■ **Written problem**: Working from the top of the listing below, retype each line through the line containing "const activeGroup = ref('全部')", both included, with no pictures.

■ **Data provided**:

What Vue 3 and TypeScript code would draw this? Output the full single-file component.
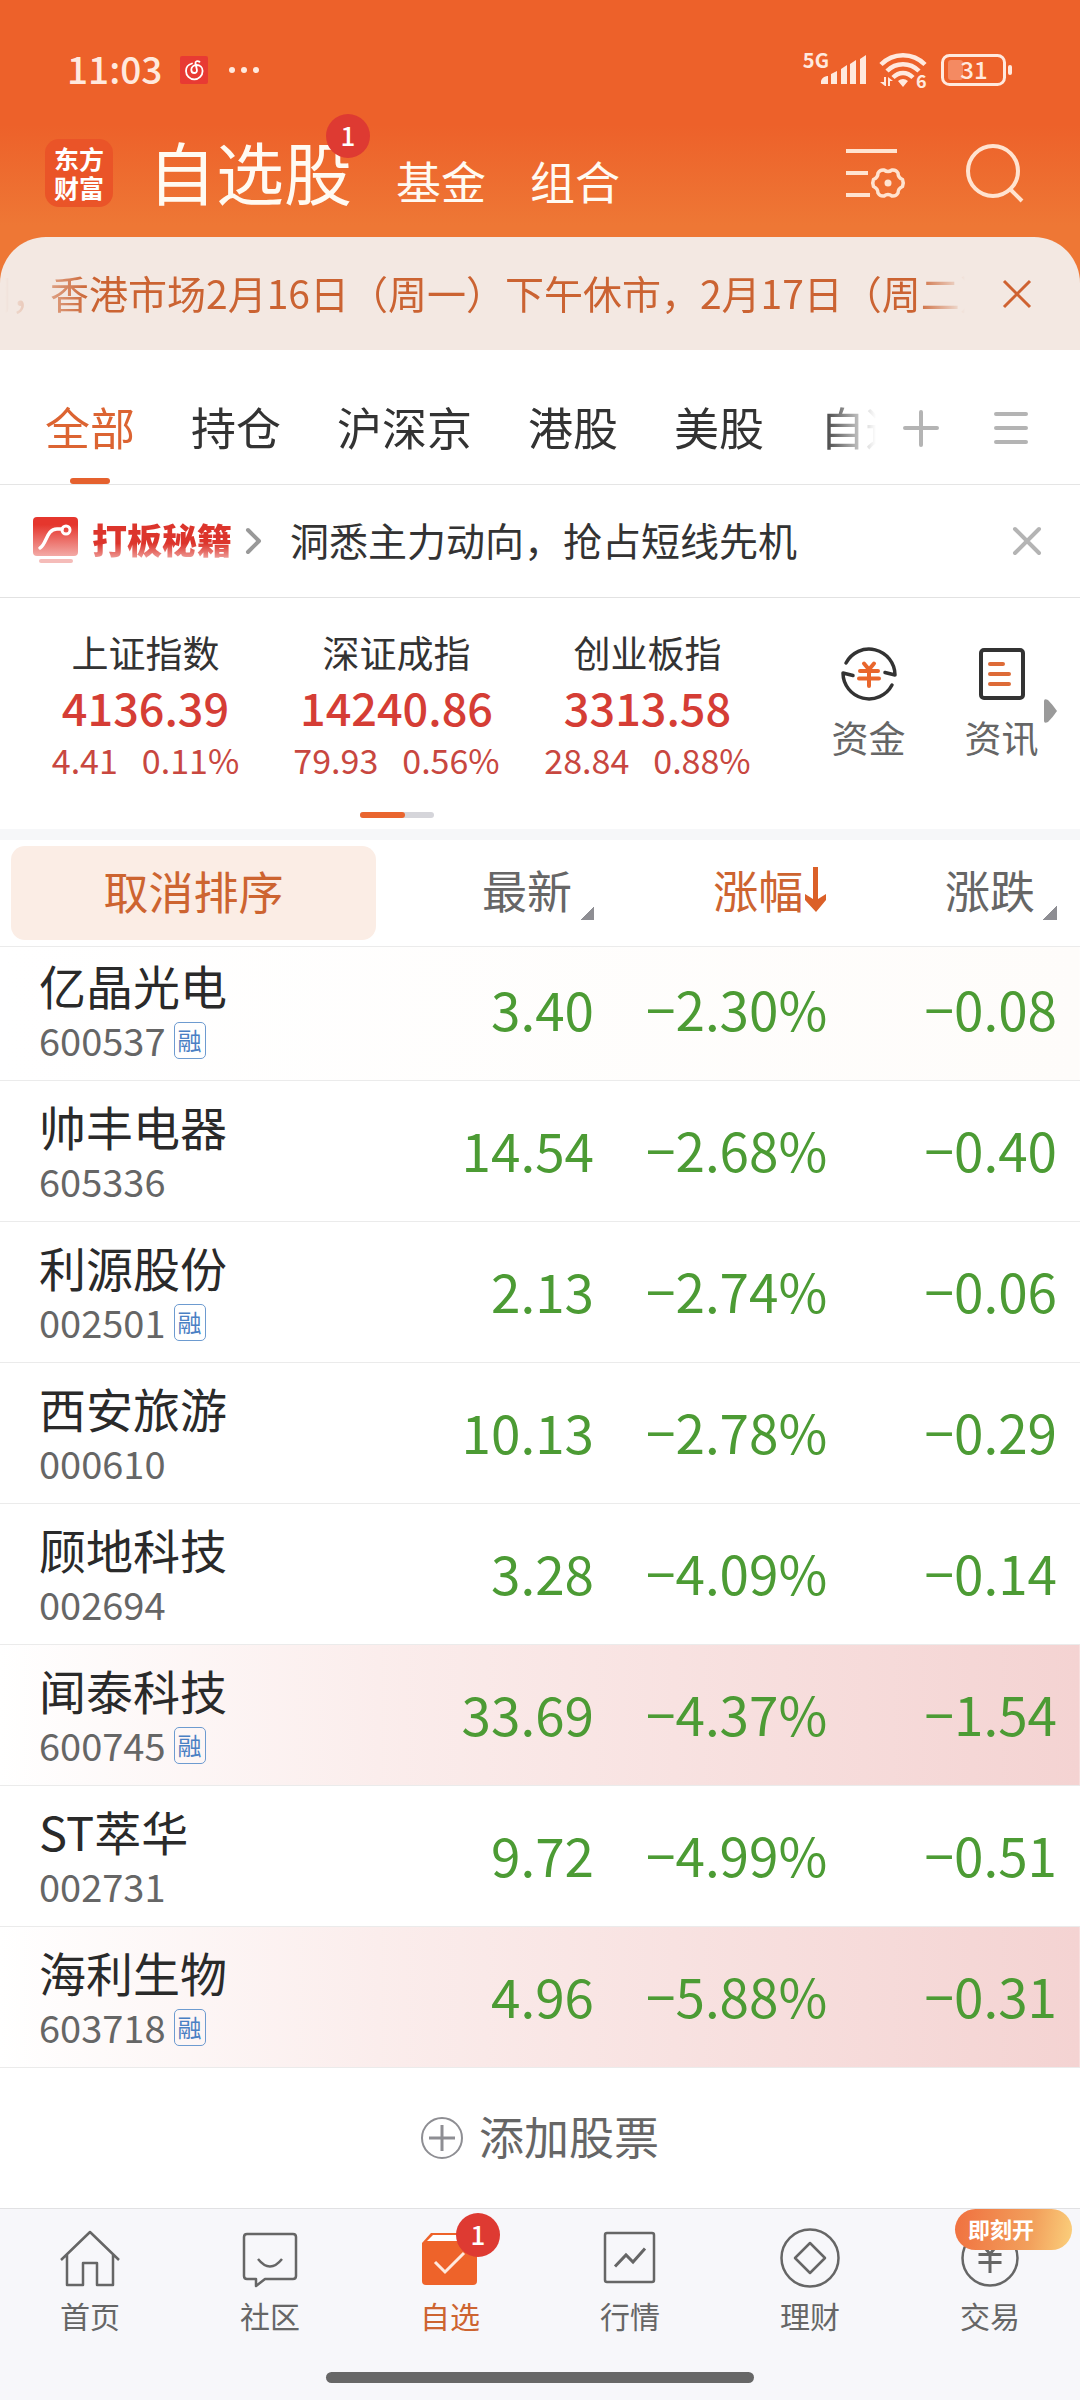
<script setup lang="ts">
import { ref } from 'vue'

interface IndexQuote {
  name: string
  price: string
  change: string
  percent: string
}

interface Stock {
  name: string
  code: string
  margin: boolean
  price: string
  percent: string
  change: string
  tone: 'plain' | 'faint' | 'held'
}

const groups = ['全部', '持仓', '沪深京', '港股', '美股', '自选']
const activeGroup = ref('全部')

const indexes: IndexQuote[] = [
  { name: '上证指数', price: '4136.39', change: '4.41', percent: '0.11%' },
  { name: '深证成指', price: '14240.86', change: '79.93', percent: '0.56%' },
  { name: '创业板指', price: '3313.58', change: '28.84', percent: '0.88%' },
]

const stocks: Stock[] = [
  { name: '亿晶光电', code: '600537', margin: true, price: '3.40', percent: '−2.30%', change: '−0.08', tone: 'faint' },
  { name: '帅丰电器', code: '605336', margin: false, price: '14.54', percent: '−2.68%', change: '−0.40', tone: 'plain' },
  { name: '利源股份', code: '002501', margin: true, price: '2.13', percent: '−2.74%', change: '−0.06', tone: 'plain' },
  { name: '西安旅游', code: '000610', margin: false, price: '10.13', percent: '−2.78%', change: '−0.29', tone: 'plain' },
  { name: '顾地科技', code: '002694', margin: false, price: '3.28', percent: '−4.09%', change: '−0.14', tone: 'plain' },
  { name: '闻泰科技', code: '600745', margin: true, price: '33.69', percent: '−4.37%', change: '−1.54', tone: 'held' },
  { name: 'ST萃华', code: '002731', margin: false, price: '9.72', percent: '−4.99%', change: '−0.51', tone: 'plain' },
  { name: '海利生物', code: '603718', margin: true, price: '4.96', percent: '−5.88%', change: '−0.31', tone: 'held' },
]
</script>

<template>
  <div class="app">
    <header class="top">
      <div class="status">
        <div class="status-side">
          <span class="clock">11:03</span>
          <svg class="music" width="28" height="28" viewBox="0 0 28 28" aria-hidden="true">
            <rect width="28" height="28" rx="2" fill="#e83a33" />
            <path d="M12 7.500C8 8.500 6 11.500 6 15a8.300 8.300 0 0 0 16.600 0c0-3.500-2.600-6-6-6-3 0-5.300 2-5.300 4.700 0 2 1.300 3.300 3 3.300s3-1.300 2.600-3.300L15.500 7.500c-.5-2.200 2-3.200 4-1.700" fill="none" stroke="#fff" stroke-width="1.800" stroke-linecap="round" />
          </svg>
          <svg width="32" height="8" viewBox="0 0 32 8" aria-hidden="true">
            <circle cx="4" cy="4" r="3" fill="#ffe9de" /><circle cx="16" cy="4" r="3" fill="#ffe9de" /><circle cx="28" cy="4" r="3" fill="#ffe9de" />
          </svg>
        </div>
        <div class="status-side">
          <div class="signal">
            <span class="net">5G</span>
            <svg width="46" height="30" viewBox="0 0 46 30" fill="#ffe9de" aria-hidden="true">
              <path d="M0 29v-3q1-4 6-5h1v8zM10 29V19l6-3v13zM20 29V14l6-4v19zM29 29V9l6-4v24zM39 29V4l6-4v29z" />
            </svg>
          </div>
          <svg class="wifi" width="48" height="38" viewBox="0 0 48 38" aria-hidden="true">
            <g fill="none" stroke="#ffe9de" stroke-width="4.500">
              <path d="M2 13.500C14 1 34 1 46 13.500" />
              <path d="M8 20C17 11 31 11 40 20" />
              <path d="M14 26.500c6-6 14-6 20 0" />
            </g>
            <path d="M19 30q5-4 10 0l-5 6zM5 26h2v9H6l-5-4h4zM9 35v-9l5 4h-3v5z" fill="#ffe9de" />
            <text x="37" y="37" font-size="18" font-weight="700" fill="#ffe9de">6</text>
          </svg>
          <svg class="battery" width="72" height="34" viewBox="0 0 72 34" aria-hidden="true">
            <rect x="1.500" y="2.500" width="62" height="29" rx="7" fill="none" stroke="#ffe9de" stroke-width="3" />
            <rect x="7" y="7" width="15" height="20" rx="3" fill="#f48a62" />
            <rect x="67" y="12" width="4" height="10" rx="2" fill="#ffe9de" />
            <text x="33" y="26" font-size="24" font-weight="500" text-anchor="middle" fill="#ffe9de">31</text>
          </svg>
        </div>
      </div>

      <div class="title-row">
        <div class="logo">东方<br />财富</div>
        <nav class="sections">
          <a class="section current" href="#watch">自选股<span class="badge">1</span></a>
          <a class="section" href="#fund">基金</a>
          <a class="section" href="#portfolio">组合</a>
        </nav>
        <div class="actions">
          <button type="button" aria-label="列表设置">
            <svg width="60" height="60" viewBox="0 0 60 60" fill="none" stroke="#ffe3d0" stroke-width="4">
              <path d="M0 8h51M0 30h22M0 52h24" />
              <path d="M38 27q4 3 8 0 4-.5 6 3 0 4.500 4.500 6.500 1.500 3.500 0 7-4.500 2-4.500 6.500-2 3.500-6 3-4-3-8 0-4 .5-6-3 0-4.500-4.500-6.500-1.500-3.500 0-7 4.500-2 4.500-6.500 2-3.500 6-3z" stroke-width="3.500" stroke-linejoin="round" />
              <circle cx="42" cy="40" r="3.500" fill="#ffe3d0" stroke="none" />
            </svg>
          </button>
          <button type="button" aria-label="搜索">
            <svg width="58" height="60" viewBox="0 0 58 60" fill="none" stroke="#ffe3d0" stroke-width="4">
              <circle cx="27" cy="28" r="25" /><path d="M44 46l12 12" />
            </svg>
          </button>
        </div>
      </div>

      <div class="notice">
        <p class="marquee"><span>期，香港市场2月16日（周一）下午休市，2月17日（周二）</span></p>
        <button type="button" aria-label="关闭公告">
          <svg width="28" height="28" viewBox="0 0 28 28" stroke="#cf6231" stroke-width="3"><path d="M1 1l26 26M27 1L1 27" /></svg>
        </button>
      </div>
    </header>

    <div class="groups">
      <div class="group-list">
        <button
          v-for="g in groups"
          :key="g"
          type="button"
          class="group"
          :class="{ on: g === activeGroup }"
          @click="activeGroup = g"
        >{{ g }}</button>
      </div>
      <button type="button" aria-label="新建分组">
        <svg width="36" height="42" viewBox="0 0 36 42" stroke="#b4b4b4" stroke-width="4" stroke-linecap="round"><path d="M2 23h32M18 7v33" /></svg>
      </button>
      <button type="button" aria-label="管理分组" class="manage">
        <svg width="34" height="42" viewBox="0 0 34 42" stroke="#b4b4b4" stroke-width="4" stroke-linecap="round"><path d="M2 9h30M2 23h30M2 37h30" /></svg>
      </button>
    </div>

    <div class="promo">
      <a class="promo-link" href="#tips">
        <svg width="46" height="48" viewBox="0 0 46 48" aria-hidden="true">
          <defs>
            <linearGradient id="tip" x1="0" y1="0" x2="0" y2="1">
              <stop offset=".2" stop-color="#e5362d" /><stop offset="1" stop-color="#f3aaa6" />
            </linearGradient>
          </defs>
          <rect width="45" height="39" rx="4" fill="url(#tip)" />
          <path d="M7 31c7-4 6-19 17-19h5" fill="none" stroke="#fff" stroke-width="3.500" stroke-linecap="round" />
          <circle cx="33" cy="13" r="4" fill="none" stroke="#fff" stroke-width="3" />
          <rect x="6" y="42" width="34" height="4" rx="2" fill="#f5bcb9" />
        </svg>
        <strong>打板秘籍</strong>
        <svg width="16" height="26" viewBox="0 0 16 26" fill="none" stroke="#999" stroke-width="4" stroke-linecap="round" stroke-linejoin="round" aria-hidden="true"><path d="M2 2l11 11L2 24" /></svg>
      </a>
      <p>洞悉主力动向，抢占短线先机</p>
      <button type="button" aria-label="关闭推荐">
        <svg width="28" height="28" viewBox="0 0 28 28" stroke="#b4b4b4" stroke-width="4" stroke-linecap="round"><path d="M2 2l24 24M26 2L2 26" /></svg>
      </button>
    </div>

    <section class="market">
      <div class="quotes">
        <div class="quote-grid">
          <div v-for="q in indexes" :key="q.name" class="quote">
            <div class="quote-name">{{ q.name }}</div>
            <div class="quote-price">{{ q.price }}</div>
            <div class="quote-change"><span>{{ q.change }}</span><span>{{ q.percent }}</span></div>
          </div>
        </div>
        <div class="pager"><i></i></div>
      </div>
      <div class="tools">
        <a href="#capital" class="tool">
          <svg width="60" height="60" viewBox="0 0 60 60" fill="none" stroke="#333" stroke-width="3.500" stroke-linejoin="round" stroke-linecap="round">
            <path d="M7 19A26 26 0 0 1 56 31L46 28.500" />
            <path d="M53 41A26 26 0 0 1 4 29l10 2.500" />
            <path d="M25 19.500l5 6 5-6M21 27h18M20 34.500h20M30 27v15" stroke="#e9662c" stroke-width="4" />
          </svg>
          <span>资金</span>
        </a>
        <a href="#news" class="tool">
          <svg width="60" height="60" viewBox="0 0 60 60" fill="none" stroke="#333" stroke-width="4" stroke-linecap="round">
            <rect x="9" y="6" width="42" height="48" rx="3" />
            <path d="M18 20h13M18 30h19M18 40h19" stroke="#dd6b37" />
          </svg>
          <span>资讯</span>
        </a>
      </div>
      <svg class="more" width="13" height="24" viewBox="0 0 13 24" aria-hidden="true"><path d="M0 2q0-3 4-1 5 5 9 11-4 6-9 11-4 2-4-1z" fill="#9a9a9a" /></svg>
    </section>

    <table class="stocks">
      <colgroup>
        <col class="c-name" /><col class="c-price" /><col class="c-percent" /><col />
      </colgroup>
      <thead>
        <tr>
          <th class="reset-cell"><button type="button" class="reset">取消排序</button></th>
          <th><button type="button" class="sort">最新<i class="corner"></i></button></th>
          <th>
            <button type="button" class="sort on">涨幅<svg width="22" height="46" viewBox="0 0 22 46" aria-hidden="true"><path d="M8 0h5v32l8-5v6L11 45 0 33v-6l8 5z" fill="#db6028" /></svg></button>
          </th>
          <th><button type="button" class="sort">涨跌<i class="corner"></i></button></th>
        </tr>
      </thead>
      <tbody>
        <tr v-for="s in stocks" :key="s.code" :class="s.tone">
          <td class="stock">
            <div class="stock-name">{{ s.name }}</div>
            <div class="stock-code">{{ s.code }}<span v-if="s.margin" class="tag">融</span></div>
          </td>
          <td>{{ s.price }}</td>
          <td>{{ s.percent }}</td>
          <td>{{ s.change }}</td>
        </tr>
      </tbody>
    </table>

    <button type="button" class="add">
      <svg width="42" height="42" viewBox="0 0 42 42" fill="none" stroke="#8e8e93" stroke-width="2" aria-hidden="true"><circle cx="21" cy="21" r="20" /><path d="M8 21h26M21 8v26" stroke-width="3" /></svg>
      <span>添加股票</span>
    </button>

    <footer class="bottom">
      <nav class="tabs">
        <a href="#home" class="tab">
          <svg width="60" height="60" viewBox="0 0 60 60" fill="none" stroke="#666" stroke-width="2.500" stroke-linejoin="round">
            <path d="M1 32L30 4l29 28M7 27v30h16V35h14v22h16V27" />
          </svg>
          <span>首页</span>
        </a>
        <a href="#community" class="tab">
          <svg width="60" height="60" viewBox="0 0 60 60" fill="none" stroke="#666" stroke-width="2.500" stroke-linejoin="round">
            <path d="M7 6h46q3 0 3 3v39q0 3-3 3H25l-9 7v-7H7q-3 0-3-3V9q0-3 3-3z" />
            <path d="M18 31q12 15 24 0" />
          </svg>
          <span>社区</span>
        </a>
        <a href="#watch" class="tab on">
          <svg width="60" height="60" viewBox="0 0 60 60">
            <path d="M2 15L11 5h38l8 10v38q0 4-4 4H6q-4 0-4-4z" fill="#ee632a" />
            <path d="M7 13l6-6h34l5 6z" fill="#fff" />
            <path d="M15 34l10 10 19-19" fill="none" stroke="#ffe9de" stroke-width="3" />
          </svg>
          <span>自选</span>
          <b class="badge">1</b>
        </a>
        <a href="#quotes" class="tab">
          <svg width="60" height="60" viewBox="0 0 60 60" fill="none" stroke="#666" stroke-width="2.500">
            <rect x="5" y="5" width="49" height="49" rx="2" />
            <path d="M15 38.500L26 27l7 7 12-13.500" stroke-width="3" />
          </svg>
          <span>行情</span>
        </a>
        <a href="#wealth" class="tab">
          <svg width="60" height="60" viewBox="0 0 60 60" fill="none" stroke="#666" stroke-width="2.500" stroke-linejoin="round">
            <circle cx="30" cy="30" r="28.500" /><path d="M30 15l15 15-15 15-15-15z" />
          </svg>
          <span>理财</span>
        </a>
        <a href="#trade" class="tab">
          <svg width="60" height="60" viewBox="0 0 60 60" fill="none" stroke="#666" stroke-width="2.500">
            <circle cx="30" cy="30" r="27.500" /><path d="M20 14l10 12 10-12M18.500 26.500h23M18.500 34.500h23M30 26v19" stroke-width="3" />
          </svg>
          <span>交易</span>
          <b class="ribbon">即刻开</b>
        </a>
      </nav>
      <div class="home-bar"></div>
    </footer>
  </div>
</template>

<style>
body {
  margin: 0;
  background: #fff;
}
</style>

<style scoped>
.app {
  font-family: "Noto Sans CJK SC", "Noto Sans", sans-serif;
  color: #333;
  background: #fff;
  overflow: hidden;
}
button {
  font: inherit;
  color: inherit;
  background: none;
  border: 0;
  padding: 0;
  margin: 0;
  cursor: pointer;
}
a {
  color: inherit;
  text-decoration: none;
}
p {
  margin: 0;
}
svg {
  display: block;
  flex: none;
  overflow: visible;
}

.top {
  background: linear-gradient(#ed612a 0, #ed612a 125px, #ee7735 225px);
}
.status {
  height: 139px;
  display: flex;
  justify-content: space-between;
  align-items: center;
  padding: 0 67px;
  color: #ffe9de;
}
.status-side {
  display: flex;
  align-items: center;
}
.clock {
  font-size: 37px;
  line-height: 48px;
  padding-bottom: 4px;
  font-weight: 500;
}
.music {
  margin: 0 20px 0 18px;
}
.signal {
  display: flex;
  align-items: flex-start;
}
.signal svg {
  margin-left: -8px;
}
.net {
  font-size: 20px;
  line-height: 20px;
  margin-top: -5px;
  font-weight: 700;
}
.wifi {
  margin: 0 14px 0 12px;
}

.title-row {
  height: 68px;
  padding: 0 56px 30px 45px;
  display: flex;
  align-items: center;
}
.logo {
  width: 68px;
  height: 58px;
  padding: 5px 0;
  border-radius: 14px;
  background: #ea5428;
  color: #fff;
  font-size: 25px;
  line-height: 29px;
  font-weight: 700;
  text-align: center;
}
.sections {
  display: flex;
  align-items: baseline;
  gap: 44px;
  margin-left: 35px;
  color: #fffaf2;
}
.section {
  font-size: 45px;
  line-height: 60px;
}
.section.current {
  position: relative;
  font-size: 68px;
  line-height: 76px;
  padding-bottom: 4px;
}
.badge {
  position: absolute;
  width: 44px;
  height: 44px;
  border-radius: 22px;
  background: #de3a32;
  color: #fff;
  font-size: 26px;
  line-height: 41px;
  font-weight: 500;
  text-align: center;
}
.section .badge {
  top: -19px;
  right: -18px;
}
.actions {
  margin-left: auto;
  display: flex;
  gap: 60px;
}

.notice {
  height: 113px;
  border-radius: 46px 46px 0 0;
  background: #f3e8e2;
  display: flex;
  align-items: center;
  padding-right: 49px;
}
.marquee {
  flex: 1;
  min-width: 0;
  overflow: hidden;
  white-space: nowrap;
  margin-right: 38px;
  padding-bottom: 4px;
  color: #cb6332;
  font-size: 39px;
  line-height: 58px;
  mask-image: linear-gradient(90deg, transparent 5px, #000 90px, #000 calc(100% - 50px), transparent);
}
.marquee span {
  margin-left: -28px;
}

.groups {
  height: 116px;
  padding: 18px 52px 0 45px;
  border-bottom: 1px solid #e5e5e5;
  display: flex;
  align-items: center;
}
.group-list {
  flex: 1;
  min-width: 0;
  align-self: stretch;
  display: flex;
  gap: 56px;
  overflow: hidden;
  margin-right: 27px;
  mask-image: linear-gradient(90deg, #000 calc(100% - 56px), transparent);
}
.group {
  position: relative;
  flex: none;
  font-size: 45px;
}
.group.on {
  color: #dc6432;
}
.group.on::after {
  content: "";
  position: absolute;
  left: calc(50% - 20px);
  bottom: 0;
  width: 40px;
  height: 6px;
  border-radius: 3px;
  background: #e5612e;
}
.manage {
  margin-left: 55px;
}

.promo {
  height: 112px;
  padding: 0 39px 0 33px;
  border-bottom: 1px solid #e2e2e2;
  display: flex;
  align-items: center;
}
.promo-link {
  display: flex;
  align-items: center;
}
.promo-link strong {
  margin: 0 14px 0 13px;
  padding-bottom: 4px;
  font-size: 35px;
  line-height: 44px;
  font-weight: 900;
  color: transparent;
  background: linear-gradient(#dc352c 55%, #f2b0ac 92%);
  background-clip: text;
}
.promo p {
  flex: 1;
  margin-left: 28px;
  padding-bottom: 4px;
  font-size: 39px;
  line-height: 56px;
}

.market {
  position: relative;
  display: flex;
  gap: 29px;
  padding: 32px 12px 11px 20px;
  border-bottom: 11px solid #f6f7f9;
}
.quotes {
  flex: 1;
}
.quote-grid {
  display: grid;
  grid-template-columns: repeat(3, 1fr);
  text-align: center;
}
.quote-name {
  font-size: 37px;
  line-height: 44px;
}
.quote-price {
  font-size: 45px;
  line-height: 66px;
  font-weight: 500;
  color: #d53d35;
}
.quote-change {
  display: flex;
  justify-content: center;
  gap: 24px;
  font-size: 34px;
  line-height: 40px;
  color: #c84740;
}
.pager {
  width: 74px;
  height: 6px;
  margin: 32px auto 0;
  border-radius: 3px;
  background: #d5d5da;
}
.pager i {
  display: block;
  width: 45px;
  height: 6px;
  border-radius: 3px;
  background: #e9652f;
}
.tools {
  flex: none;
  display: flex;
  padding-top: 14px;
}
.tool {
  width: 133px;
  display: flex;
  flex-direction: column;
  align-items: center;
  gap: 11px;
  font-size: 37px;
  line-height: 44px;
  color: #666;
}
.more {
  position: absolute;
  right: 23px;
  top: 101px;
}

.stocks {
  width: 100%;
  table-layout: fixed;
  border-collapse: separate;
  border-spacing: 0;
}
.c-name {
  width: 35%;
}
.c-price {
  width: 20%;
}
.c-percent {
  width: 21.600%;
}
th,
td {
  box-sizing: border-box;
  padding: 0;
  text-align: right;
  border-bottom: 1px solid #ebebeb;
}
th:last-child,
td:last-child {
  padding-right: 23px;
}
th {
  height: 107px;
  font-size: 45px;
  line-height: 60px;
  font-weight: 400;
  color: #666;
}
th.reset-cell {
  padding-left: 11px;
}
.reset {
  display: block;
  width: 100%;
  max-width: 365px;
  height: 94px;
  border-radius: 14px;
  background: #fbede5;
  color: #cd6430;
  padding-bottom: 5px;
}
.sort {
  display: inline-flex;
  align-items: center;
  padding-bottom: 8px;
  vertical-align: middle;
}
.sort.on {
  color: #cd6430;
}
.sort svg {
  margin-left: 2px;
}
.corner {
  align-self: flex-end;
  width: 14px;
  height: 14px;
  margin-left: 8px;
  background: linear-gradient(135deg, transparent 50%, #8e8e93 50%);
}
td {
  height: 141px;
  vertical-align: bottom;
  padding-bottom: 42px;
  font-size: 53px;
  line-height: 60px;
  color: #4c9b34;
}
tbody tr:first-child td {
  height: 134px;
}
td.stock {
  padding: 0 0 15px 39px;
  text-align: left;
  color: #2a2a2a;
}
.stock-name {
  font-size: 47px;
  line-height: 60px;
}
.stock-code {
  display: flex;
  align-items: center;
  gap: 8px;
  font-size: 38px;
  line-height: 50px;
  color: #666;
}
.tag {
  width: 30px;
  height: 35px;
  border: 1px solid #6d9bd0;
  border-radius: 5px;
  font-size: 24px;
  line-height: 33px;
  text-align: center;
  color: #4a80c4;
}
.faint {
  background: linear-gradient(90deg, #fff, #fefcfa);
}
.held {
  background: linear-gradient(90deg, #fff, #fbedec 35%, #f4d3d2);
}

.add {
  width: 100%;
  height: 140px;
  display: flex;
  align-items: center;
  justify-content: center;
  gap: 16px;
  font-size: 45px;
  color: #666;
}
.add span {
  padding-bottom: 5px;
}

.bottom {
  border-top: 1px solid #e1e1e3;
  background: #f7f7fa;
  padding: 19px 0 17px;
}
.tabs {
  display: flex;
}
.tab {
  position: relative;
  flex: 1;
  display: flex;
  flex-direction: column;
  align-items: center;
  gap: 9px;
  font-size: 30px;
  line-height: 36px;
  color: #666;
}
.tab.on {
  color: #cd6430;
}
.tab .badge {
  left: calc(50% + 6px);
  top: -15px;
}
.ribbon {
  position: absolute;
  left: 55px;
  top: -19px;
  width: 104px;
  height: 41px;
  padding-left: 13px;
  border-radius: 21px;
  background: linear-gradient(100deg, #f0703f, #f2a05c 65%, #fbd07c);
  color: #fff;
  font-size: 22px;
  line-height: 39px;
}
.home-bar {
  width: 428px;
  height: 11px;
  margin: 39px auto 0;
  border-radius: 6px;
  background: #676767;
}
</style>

■ **Result for this exercise**:
What Vue 3 and TypeScript code would draw this? Output the full single-file component.
<script setup lang="ts">
import { ref } from 'vue'

interface IndexQuote {
  name: string
  price: string
  change: string
  percent: string
}

interface Stock {
  name: string
  code: string
  margin: boolean
  price: string
  percent: string
  change: string
  tone: 'plain' | 'faint' | 'held'
}

const groups = ['全部', '持仓', '沪深京', '港股', '美股', '自选']
const activeGroup = ref('全部')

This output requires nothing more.